Write out again, exactly as they appear, the lines from the line with "Generate a component" through the line with "const cols = 'grid". Do not include any pictures.

(begin)

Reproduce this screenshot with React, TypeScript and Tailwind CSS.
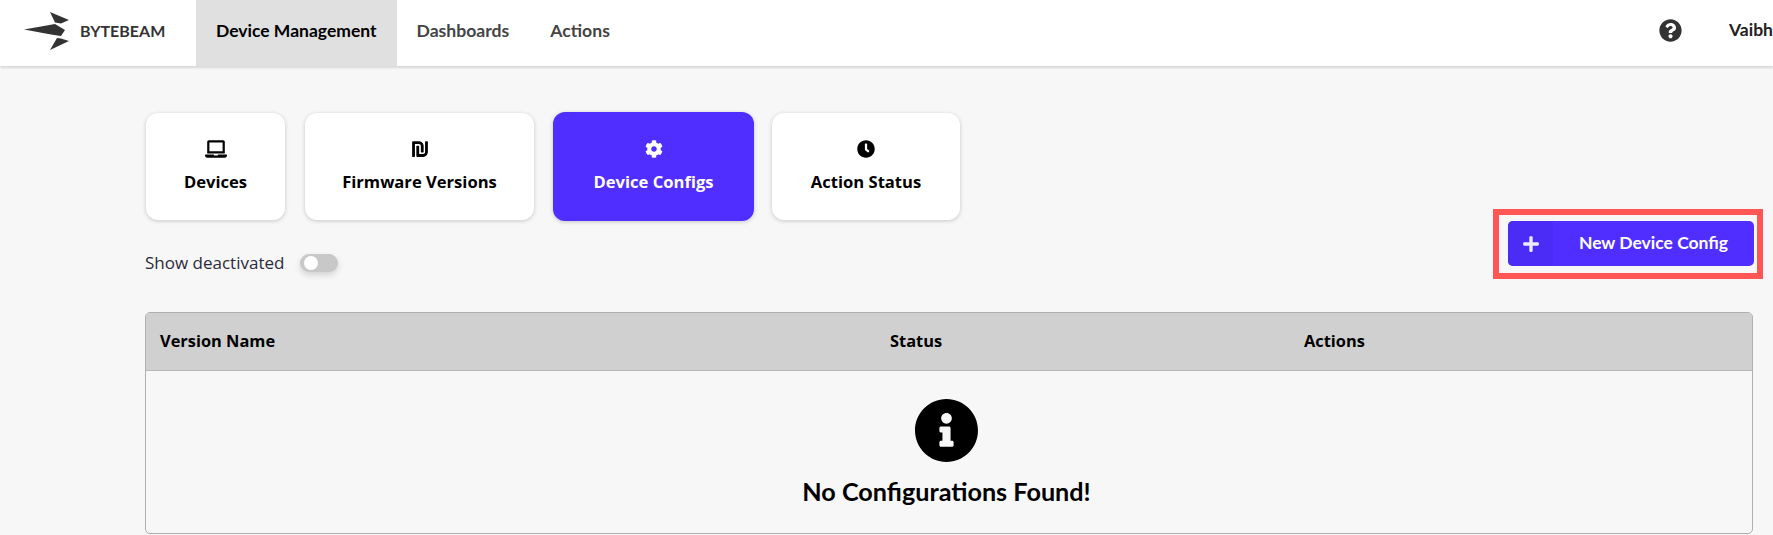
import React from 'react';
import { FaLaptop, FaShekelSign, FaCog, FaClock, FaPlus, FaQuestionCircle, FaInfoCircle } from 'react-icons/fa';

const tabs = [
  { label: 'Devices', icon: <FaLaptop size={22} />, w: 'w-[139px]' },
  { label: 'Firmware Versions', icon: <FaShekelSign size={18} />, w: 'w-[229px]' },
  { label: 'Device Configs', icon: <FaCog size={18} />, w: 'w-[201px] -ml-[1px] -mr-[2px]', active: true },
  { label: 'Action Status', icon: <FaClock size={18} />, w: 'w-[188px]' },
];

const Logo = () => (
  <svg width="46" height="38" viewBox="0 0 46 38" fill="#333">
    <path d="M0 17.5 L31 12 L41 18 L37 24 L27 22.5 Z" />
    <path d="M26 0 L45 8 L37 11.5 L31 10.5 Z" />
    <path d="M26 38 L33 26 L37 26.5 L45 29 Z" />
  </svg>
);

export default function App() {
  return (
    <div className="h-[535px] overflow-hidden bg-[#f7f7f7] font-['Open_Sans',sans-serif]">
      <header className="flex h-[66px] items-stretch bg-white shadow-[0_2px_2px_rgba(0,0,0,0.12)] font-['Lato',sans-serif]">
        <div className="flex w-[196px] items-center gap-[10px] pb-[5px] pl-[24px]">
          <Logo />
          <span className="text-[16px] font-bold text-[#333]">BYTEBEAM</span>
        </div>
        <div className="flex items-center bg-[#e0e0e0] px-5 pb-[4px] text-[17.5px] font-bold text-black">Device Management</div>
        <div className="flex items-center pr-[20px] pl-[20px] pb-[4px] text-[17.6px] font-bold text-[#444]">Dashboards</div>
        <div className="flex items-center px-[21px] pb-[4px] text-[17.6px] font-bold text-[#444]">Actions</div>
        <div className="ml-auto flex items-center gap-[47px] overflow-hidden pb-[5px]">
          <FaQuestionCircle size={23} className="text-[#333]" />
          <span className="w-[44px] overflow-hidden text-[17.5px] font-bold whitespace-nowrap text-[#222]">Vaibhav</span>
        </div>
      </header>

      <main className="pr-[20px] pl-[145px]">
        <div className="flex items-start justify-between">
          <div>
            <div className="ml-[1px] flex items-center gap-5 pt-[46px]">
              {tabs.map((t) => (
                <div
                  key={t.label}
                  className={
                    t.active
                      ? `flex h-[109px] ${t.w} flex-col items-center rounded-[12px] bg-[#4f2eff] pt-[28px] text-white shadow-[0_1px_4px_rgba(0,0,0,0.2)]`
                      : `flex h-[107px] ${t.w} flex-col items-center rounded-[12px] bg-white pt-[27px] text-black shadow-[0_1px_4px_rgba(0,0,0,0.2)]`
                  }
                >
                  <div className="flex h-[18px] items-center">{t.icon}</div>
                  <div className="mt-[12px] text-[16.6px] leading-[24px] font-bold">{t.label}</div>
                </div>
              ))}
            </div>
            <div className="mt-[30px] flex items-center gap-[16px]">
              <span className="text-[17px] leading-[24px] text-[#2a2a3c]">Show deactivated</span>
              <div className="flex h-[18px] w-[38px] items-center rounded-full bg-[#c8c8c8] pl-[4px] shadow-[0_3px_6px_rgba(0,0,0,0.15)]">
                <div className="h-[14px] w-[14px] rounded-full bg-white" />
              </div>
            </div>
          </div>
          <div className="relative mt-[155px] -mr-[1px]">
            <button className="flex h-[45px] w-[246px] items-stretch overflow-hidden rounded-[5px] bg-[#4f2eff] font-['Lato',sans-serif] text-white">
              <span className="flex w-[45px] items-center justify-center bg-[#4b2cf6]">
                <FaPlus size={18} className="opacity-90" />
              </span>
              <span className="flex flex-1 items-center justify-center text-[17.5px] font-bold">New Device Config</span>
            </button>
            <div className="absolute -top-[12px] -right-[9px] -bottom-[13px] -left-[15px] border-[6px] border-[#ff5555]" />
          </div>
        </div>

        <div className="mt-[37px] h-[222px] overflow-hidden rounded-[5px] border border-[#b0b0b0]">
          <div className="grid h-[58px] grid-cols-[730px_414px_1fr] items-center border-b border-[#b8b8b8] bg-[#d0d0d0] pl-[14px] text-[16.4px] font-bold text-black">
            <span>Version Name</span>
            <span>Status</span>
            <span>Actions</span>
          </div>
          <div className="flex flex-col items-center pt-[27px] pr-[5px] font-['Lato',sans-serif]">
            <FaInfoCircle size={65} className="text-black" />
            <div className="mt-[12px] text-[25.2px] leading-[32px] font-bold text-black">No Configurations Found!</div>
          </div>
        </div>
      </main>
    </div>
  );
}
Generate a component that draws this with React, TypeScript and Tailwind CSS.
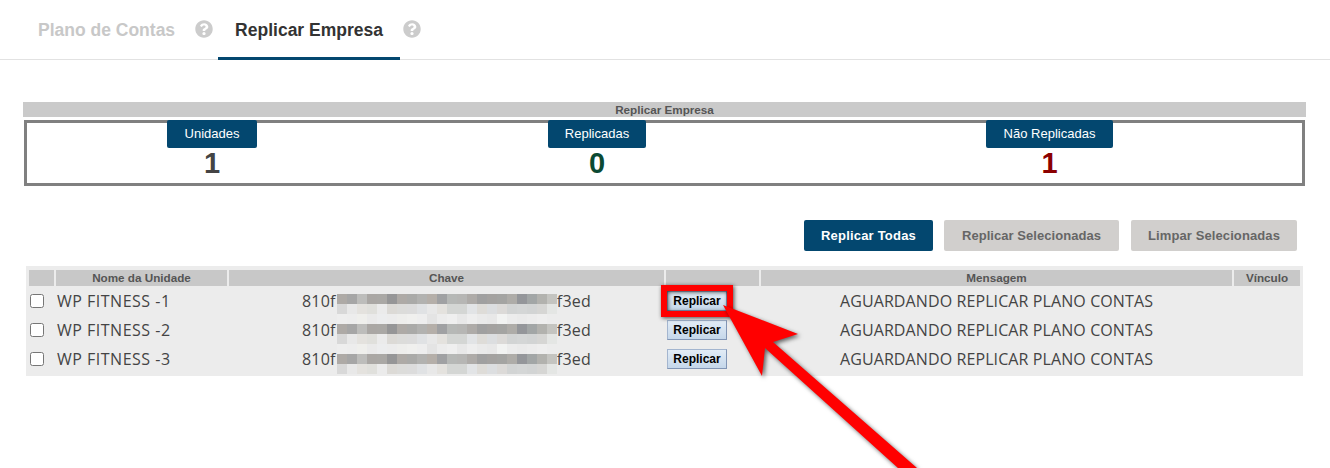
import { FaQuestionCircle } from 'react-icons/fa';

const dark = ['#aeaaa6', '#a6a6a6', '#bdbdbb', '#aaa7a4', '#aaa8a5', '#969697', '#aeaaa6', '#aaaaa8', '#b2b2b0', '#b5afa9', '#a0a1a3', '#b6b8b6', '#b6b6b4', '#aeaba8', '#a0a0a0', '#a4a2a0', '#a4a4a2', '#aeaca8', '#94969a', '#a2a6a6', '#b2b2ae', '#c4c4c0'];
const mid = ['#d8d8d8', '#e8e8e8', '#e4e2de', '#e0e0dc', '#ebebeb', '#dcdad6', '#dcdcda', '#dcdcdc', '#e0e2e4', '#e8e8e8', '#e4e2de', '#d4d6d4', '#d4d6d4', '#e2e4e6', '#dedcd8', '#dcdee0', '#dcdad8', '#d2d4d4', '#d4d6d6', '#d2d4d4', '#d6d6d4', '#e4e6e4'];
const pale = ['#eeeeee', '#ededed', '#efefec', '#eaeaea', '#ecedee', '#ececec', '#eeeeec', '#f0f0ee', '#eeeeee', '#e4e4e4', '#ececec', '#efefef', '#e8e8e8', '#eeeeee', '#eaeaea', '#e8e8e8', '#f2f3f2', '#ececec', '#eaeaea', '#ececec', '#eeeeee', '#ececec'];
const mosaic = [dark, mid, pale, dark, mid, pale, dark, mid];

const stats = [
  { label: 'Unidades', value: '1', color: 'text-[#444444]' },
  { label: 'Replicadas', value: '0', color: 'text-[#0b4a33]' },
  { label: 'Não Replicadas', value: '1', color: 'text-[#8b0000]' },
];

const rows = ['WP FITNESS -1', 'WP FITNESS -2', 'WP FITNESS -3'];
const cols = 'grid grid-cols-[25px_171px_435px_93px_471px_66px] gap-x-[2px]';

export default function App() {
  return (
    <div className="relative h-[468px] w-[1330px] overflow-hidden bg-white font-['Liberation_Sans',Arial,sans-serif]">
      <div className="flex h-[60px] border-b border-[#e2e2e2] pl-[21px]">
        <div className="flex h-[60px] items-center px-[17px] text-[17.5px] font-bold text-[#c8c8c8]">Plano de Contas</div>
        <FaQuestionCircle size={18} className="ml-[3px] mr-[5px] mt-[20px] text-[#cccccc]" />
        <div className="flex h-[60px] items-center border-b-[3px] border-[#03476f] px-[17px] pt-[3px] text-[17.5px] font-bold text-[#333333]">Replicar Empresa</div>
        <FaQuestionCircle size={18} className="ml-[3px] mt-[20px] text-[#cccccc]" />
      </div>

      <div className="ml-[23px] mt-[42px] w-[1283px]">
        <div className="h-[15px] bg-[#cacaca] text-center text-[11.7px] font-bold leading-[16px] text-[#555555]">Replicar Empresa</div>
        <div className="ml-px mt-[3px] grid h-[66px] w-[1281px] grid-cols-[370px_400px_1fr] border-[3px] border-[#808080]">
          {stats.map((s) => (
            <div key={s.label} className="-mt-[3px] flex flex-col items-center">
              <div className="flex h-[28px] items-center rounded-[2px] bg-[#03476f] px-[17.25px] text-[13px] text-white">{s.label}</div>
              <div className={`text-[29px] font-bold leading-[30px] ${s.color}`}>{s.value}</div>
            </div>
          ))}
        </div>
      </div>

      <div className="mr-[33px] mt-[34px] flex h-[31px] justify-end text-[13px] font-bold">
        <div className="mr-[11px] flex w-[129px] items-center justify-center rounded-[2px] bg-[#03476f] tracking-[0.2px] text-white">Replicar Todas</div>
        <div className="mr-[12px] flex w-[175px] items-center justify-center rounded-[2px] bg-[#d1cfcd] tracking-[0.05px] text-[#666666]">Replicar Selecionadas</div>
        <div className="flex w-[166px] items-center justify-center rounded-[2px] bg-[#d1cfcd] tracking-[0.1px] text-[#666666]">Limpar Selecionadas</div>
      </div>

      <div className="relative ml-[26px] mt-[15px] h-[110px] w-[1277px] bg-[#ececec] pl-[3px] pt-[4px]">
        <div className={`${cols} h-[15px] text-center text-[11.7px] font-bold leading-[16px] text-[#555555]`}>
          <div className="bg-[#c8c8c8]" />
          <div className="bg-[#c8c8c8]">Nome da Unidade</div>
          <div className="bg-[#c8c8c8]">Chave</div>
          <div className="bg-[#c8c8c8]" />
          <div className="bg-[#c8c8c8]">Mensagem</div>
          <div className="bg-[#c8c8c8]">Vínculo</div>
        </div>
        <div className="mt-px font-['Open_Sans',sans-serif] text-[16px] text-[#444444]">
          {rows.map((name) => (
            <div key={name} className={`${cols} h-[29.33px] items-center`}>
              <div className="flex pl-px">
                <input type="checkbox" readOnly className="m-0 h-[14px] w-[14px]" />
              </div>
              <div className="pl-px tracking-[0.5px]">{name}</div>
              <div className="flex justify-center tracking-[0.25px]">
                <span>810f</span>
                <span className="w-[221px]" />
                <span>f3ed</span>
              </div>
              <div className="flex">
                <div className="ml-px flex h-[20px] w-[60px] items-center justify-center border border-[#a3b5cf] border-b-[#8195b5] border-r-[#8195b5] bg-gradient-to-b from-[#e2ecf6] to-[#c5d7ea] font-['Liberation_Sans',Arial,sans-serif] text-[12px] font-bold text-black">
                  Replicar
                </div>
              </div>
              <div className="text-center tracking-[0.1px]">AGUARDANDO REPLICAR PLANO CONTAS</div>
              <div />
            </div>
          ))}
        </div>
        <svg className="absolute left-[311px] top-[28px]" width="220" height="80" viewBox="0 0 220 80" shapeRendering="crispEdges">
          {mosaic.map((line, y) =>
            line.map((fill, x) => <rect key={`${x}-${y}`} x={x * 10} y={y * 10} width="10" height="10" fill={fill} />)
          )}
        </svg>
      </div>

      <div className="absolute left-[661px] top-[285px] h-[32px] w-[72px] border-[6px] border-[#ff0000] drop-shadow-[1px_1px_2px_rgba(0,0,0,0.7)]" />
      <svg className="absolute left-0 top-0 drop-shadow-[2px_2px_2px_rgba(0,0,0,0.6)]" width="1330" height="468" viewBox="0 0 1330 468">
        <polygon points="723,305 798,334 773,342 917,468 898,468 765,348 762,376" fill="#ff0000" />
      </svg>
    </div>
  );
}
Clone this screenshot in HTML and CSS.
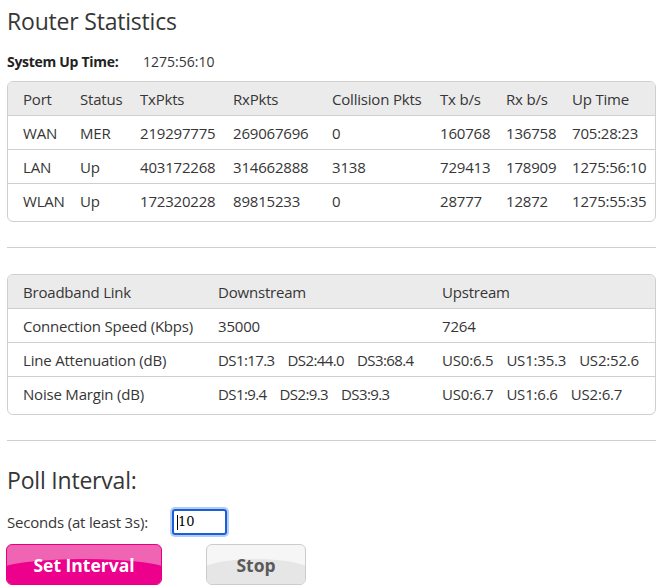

(end)

Complete output =>
Generate a component that draws this with React, TypeScript and Tailwind CSS.
import { FaQuestionCircle } from 'react-icons/fa';

const dark = ['#aeaaa6', '#a6a6a6', '#bdbdbb', '#aaa7a4', '#aaa8a5', '#969697', '#aeaaa6', '#aaaaa8', '#b2b2b0', '#b5afa9', '#a0a1a3', '#b6b8b6', '#b6b6b4', '#aeaba8', '#a0a0a0', '#a4a2a0', '#a4a4a2', '#aeaca8', '#94969a', '#a2a6a6', '#b2b2ae', '#c4c4c0'];
const mid = ['#d8d8d8', '#e8e8e8', '#e4e2de', '#e0e0dc', '#ebebeb', '#dcdad6', '#dcdcda', '#dcdcdc', '#e0e2e4', '#e8e8e8', '#e4e2de', '#d4d6d4', '#d4d6d4', '#e2e4e6', '#dedcd8', '#dcdee0', '#dcdad8', '#d2d4d4', '#d4d6d6', '#d2d4d4', '#d6d6d4', '#e4e6e4'];
const pale = ['#eeeeee', '#ededed', '#efefec', '#eaeaea', '#ecedee', '#ececec', '#eeeeec', '#f0f0ee', '#eeeeee', '#e4e4e4', '#ececec', '#efefef', '#e8e8e8', '#eeeeee', '#eaeaea', '#e8e8e8', '#f2f3f2', '#ececec', '#eaeaea', '#ececec', '#eeeeee', '#ececec'];
const mosaic = [dark, mid, pale, dark, mid, pale, dark, mid];

const stats = [
  { label: 'Unidades', value: '1', color: 'text-[#444444]' },
  { label: 'Replicadas', value: '0', color: 'text-[#0b4a33]' },
  { label: 'Não Replicadas', value: '1', color: 'text-[#8b0000]' },
];

const rows = ['WP FITNESS -1', 'WP FITNESS -2', 'WP FITNESS -3'];
const cols = 'grid grid-cols-[25px_171px_435px_93px_471px_66px] gap-x-[2px]';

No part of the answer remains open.